Mero Moment: Power Balance And The Electoral College

This week I want to talk about the Electoral College and the movement to get rid of it. It’s probable that the 2012 session of the Utah State Legislature will see a resolution introduced supporting a compact with other states in seeking to take away the steady hand of the Electoral College.

My guess is few people even understand the purpose of the Electoral College – all they might know is that a presidential candidate (such as Al Gore) could win the popular vote nationwide but lose the election (as Gore did to George Bush in 2000). That seems unfair to some people. They think that if a presidential candidate wins the popular vote they should win the election just like in state and local races.

Our Founding Fathers thought otherwise, and we should be grateful for their considered wisdom. Without the Electoral College, America would be a land of mob rule wherein big cities and big states would be the sole target of any presidential candidate’s affections. The Founding Fathers wisely created the Electoral College to balance power in a federalist system of republican government.

Under this system, each state is permitted a number of “electors” equal to its number of congressmen and senators. Utah will now have six electors in the Electoral College, equal to our four congressional seats and two Senate seats. When Utahns cast their popular votes for president, the presidential candidate winning the most votes receives the electoral votes as well. In other words, when you go to the polls to vote for a presidential candidate next November, you’re really choosing who you want to receive Utah’s electoral votes.

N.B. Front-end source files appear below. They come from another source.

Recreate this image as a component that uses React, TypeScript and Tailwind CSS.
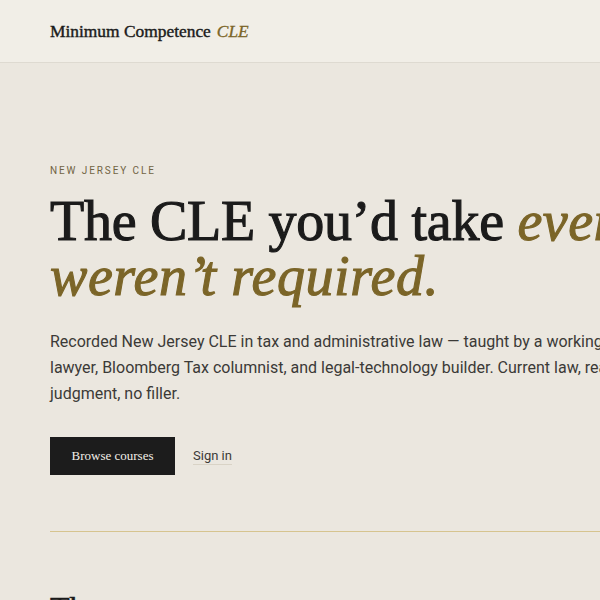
// Landing hero for a New Jersey CLE site.
const serif = "font-['Liberation_Serif','DejaVu_Serif',serif]"
const sans = "font-['Roboto','Inter','Liberation_Sans',sans-serif]"

function SiteHeader() {
  return (
    <header className="h-[63px] border-b border-[#dedad1] bg-[#f1eee7]">
      <div className="flex h-full items-center px-[50px]">
        <a
          href="#"
          className={`${serif} flex items-baseline gap-[6px] text-[17.4px] text-[#1b1b1b] [-webkit-text-stroke:0.4px_#1b1b1b]`}
        >
          <span>Minimum Competence</span>
          <em className="text-[#7b6528] [-webkit-text-stroke:0.3px_#7b6528]">CLE</em>
        </a>
      </div>
    </header>
  )
}

export default function App() {
  return (
    <div className="min-h-[600px] w-full overflow-hidden bg-[#ebe7df]">
      <SiteHeader />

      {/* Hero */}
      <main className="w-[1000px] px-[50px]">
        <section className="pt-[100px] pb-[56px]">
          <p className={`${sans} text-[10px] tracking-[0.19em] uppercase text-[#716443]`}>
            New Jersey CLE
          </p>
          <h1
            className={`${serif} mt-[16px] w-[880px] text-[56px] leading-[55px] tracking-[-0.005em] text-[#1b1b1b] [-webkit-text-stroke:1.1px_#1b1b1b]`}
          >
            The CLE you’d take{' '}
            <em className="text-[#7b6528] tracking-[0.01em] [-webkit-text-stroke:1.1px_#7b6528]">
              even if they weren’t required.
            </em>
          </h1>
          <p className={`${sans} mt-[25px] w-[600px] text-[16px] leading-[26px] text-[#3b3a37]`}>
            Recorded New Jersey CLE in tax and administrative law — taught by a
            working lawyer, Bloomberg Tax columnist, and legal-technology
            builder. Current law, real judgment, no filler.
          </p>
          <div className="mt-[30px] flex items-center gap-[18px]">
            <a
              href="#"
              className={`${serif} inline-flex h-[38px] w-[125px] items-center justify-center bg-[#1c1c1c] text-[13px] text-[#f1eee7]`}
            >
              Browse courses
            </a>
            <a
              href="#"
              className={`${sans} border-b border-[#d9d3c6] text-[13px] leading-[16px] text-[#3b3a37]`}
            >
              Sign in
            </a>
          </div>
        </section>

        <div className="h-px bg-[#d6c48f]" />

        <section className="pt-[56px]">
          <h2 className={`${serif} text-[32px] leading-[40px] text-[#1b1b1b] [-webkit-text-stroke:0.6px_#1b1b1b]`}>
            Th<span className="opacity-10">e courses</span>
          </h2>
        </section>
      </main>
    </div>
  )
}
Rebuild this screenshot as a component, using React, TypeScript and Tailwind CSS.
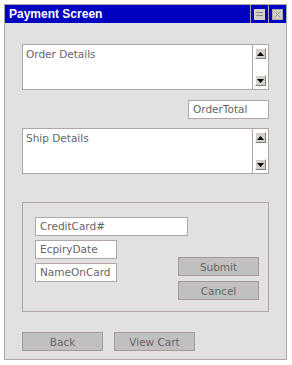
import React from "react";

const font = { fontFamily: "'DejaVu Sans', Verdana, sans-serif" };

function ScrollBtn({ up }: { up: boolean }) {
  return (
    <div className="w-[11px] h-[11px] bg-[#d4d0c8] border border-[#808080] border-t-white border-l-white flex items-center justify-center">
      <svg width="7" height="4" viewBox="0 0 7 4">
        {up ? <polygon points="3.5,0 7,4 0,4" fill="#000" /> : <polygon points="0,0 7,0 3.5,4" fill="#000" />}
      </svg>
    </div>
  );
}

function TextArea({ label }: { label: string }) {
  return (
    <div className="flex h-[46px] w-[247px] border border-[#b4a4a4] bg-white">
      <div className="flex-1 px-[3px] pt-[2px] text-[10.5px] text-[#666]">{label}</div>
      <div className="w-[16px] border-l border-[#b4a4a4] flex flex-col justify-between items-center py-[3px]">
        <ScrollBtn up />
        <ScrollBtn up={false} />
      </div>
    </div>
  );
}

function Input({ label, w }: { label: string; w: string }) {
  return (
    <div className={`${w} h-[19px] border border-[#b4a4a4] bg-white px-[4px] text-[10.5px] leading-[17px] text-[#666]`}>
      {label}
    </div>
  );
}

function Btn({ label }: { label: string }) {
  return (
    <div className="w-[81px] h-[19px] border border-[#a89898] bg-[#c0c0c0] text-[10.5px] leading-[18px] text-[#666] text-center">
      {label}
    </div>
  );
}

export default function App() {
  return (
    <div className="w-[292px] h-[365px] bg-white pt-[4px] pl-[4px]" style={font}>
      <div className="w-[283px] h-[356px] border border-[#b4a4a4] bg-[#e1e1e1] flex flex-col">
        <div className="h-[18px] bg-[#0000c0] flex items-stretch">
          <div
            className="flex-1 text-white font-bold text-[12px] leading-[18px] pl-[4px]"
            style={{ fontFamily: "'Liberation Sans', Arial, sans-serif" }}
          >
            Payment Screen
          </div>
          <div className="w-[18px] border-l border-[#b4a4a4] flex items-center justify-center">
            <div className="w-[11px] h-[11px] bg-[#d4d0c8] flex flex-col justify-center gap-[2px] px-[2px]">
              <div className="h-[1px] bg-[#888]" />
              <div className="h-[1px] bg-[#888]" />
            </div>
          </div>
          <div className="w-[18px] border-l border-[#b4a4a4] flex items-center justify-center">
            <div className="w-[11px] h-[11px] bg-[#d4d0c8] border border-[#aaa] flex items-center justify-center">
              <svg width="7" height="7" viewBox="0 0 7 7">
                <path d="M0.5 0.5 L6.5 6.5 M6.5 0.5 L0.5 6.5" stroke="#999" strokeWidth="1" />
              </svg>
            </div>
          </div>
        </div>
        <div className="pl-[17px] pt-[21px] flex flex-col">
          <TextArea label="Order Details" />
          <div className="flex justify-end w-[247px] mt-[10px]">
            <Input label="OrderTotal" w="w-[81px]" />
          </div>
          <div className="mt-[9px]">
            <TextArea label="Ship Details" />
          </div>
          <div className="mt-[28px] w-[247px] h-[110px] border border-[#b4a4a4] pl-[12px] pt-[14px] flex">
            <div className="flex flex-col gap-[4px]">
              <Input label="CreditCard#" w="w-[153px]" />
              <Input label="EcpiryDate" w="w-[82px]" />
              <Input label="NameOnCard" w="w-[82px]" />
            </div>
            <div className="flex flex-col gap-[5px] mt-[40px] -ml-[10px]">
              <Btn label="Submit" />
              <Btn label="Cancel" />
            </div>
          </div>
          <div className="mt-[20px] flex gap-[11px]">
            <Btn label="Back" />
            <Btn label="View Cart" />
          </div>
        </div>
      </div>
    </div>
  );
}
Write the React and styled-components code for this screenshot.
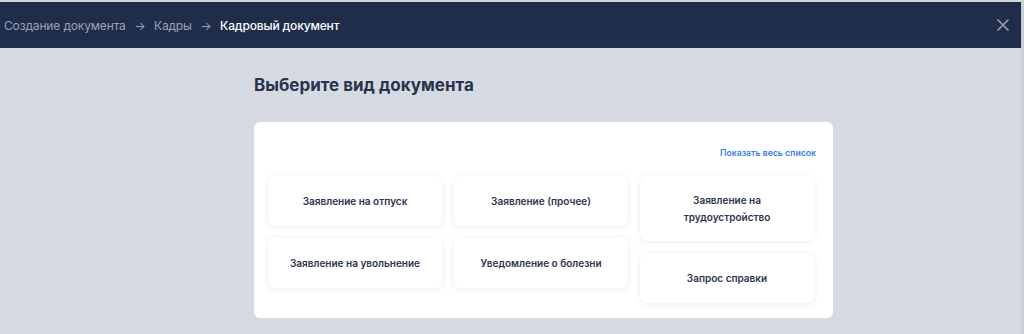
import React from 'react';
import styled, { createGlobalStyle } from 'styled-components';

const Global = createGlobalStyle`
  html, body {
    margin: 0;
    padding: 0;
    font-family: Inter, "Noto Sans", sans-serif;
    background: #d6dae3;
  }
`;

const Page = styled.div`
  height: 334px;
  background: #d6dae3;
  border-top: 2px solid #d4d6db;
  border-right: 3px solid #c9cdd5;
  box-sizing: border-box;
  overflow: hidden;
`;

const Header = styled.header`
  height: 46px;
  background: #1f2c4a;
  display: flex;
  align-items: center;
  justify-content: space-between;
  padding: 0 12px 0 4px;
`;

const Crumbs = styled.nav`
  display: flex;
  align-items: center;
  gap: 8.5px;
  font-size: 12px;
  letter-spacing: -0.15px;
`;

const Crumb = styled.span`
  color: ${(p) => (p.$current ? '#ffffff' : '#9aa3b4')};
  font-weight: ${(p) => (p.$current ? 500 : 400)};
`;

const Arrow = styled.span`
  color: #9aa3b4;
  font-size: 12px;
`;

const Close = styled.button`
  border: 0;
  background: none;
  padding: 0;
  display: flex;
  color: #9aa3b4;
  cursor: pointer;
`;

const Main = styled.main`
  width: 579px;
  margin-left: 254px;
  padding-top: 26px;
`;

const Title = styled.h1`
  margin: 0 0 26px;
  font-size: 17px;
  line-height: 22px;
  font-weight: 700;
  color: #28334d;
`;

const Card = styled.section`
  background: #fff;
  border-radius: 6px;
  padding: 25px 20px 15px 14px;
`;

const LinkRow = styled.div`
  display: flex;
  justify-content: flex-end;
  margin: 0 -3px 17px 0;
`;

const ShowAll = styled.a`
  font-size: 8.7px;
  line-height: 12px;
  font-weight: 600;
  color: #3b7cf0;
  text-decoration: none;
`;

const Grid = styled.div`
  display: grid;
  grid-template-columns: repeat(3, 174px);
  column-gap: 12px;
  align-items: start;
`;

const Column = styled.div`
  display: flex;
  flex-direction: column;
  gap: 12px;
`;

const Tile = styled.button`
  min-height: 50px;
  padding: 16px 12px;
  border: 0;
  border-radius: 7px;
  background: #fff;
  box-shadow: 0 1px 6px rgba(30, 40, 70, 0.09);
  display: flex;
  align-items: center;
  justify-content: center;
  text-align: center;
  font-family: inherit;
  font-size: 10px;
  line-height: 16.5px;
  font-weight: 600;
  color: #2b3550;
  cursor: pointer;
`;

const columns = [
  ['Заявление на отпуск', 'Заявление на увольнение'],
  ['Заявление (прочее)', 'Уведомление о болезни'],
  ['Заявление на трудоустройство', 'Запрос справки'],
];

export default function App() {
  return (
    <Page>
      <Global />
      <Header>
        <Crumbs>
          <Crumb>Создание документа</Crumb>
          <Arrow>→</Arrow>
          <Crumb>Кадры</Crumb>
          <Arrow>→</Arrow>
          <Crumb $current>Кадровый документ</Crumb>
        </Crumbs>
        <Close aria-label="Закрыть">
          <svg width="12" height="12" viewBox="0 0 12 12">
            <path d="M1 1L11 11M11 1L1 11" stroke="currentColor" strokeWidth="1.6" strokeLinecap="round" />
          </svg>
        </Close>
      </Header>
      <Main>
        <Title>Выберите вид документа</Title>
        <Card>
          <LinkRow>
            <ShowAll href="#">Показать весь список</ShowAll>
          </LinkRow>
          <Grid>
            {columns.map((col, i) => (
              <Column key={i}>
                {col.map((name) => (
                  <Tile key={name}>{name}</Tile>
                ))}
              </Column>
            ))}
          </Grid>
        </Card>
      </Main>
    </Page>
  );
}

The wisdom in this system is its balance of power between big states and little states, between densely populated states and less populated ones. Big states still have more electors than little states, but little states have a meaningful voice.

Think of the Electoral College this way: The winner of the World Series is determined by games won, not runs scored or hits made. One baseball team could have more total runs than its opponent over a seven-game series, but the winner of the series is determined solely by the number of games won. The Electoral College works the same way. Because we don’t want one region of the country or one group of people to consistently determine the outcomes of presidential elections, we spread the influence as broadly as possible – just like we determine the winner of the World Series by spreading the play over an entire series.

A movement is afoot in Utah to undo the Electoral College. The National Popular Vote movement is spending lots and lots of money to offset this delicate balance. The NPV wants the popular vote for president to win every time. Of course, this renders small states and less populated areas irrelevant.

My friend Larry Reed, at the Foundation for Economic Education, says the Electoral College is needed, among other reasons, “to prevent a presidential campaign in which the candidates simply cater to a handful of vote-rich populous states and ignore everybody else, which would be tremendously divisive and destructive of national unity and any sense on the part of all the people that the election winner is indeed ‘legitimate.’”

Presidential candidates tend to skip over Utah – no Democrat wants to come here and no Republican needs to come here – but that’s because we’re so heavily Republican, not because our votes don’t count.

When you see this business come before our state Legislature, take time to think it through. The Founders of this nation had many difficult challenges as they forged a new Constitution. Federalism is one of their geniuses, and so is the Electoral College.

For Sutherland Institute, I’m Paul Mero.